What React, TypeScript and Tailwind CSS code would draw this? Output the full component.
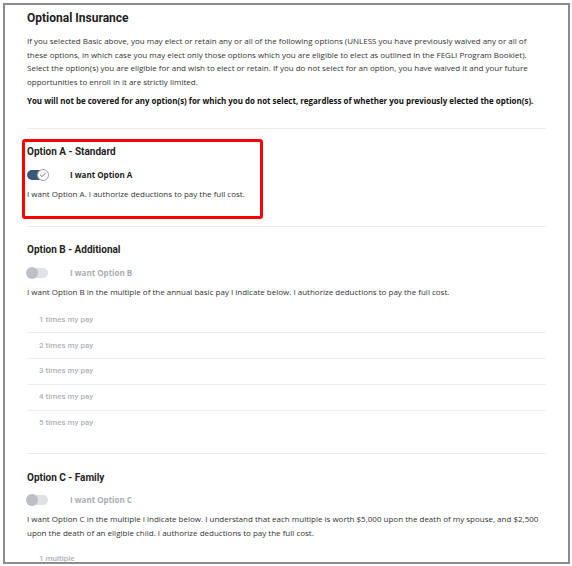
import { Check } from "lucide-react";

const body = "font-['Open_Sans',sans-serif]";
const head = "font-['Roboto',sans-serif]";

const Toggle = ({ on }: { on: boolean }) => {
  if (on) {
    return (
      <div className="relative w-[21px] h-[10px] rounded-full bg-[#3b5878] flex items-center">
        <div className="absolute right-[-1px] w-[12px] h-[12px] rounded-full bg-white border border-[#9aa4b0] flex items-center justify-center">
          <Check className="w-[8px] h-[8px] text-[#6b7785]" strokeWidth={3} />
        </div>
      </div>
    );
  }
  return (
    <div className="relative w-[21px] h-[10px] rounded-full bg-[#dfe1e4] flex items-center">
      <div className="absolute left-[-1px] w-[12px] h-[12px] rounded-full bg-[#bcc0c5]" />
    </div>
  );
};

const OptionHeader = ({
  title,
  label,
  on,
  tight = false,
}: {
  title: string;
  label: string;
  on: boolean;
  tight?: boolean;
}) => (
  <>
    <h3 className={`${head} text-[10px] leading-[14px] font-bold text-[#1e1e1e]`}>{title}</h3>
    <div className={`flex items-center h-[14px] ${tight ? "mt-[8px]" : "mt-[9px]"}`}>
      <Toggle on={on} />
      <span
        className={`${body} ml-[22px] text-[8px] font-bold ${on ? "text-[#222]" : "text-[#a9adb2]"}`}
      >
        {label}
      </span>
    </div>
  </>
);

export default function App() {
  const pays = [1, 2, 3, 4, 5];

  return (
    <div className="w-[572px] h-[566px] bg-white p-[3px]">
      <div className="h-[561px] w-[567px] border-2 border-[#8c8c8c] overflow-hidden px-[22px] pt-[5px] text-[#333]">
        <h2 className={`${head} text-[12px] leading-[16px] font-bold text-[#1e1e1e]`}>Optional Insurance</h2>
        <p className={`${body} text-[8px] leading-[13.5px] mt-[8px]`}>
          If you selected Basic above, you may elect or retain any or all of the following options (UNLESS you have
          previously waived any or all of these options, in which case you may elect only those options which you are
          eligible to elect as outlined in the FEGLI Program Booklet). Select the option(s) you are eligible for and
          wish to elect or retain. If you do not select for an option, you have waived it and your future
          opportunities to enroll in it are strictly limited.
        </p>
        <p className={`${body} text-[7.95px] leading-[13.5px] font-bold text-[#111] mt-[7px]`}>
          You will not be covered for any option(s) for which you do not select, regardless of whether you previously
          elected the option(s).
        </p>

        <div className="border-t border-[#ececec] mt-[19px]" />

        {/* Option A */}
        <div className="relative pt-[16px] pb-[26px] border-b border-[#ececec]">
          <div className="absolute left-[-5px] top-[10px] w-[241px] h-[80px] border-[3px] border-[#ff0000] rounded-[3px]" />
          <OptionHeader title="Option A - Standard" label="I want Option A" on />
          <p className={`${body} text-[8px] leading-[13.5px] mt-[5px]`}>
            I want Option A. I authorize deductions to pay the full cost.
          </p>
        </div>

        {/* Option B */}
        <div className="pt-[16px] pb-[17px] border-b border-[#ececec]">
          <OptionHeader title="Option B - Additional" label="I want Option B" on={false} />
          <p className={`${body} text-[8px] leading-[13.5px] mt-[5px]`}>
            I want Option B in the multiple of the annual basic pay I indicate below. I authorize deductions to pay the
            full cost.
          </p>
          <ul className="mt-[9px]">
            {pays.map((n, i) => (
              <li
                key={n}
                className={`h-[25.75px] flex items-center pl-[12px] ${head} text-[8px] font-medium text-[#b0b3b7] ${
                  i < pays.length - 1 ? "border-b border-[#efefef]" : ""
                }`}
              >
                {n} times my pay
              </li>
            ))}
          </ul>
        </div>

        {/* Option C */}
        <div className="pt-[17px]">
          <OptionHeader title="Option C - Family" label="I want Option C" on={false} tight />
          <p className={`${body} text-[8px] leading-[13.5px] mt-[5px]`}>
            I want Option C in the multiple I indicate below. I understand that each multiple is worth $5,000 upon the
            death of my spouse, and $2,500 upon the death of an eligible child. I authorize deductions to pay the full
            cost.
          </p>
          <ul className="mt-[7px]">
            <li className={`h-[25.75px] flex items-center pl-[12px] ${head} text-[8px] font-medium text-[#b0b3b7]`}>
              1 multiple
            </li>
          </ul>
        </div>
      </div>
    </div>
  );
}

········

Exercise goal >> Reproduce only the lines from the beginning of the data through the line that contains "const pays = [1, 2, 3, 4, 5];", both included, and please drop the pictures.

Reply to the task >>
What React, TypeScript and Tailwind CSS code would draw this? Output the full component.
import { Check } from "lucide-react";

const body = "font-['Open_Sans',sans-serif]";
const head = "font-['Roboto',sans-serif]";

const Toggle = ({ on }: { on: boolean }) => {
  if (on) {
    return (
      <div className="relative w-[21px] h-[10px] rounded-full bg-[#3b5878] flex items-center">
        <div className="absolute right-[-1px] w-[12px] h-[12px] rounded-full bg-white border border-[#9aa4b0] flex items-center justify-center">
          <Check className="w-[8px] h-[8px] text-[#6b7785]" strokeWidth={3} />
        </div>
      </div>
    );
  }
  return (
    <div className="relative w-[21px] h-[10px] rounded-full bg-[#dfe1e4] flex items-center">
      <div className="absolute left-[-1px] w-[12px] h-[12px] rounded-full bg-[#bcc0c5]" />
    </div>
  );
};

const OptionHeader = ({
  title,
  label,
  on,
  tight = false,
}: {
  title: string;
  label: string;
  on: boolean;
  tight?: boolean;
}) => (
  <>
    <h3 className={`${head} text-[10px] leading-[14px] font-bold text-[#1e1e1e]`}>{title}</h3>
    <div className={`flex items-center h-[14px] ${tight ? "mt-[8px]" : "mt-[9px]"}`}>
      <Toggle on={on} />
      <span
        className={`${body} ml-[22px] text-[8px] font-bold ${on ? "text-[#222]" : "text-[#a9adb2]"}`}
      >
        {label}
      </span>
    </div>
  </>
);

export default function App() {
  const pays = [1, 2, 3, 4, 5];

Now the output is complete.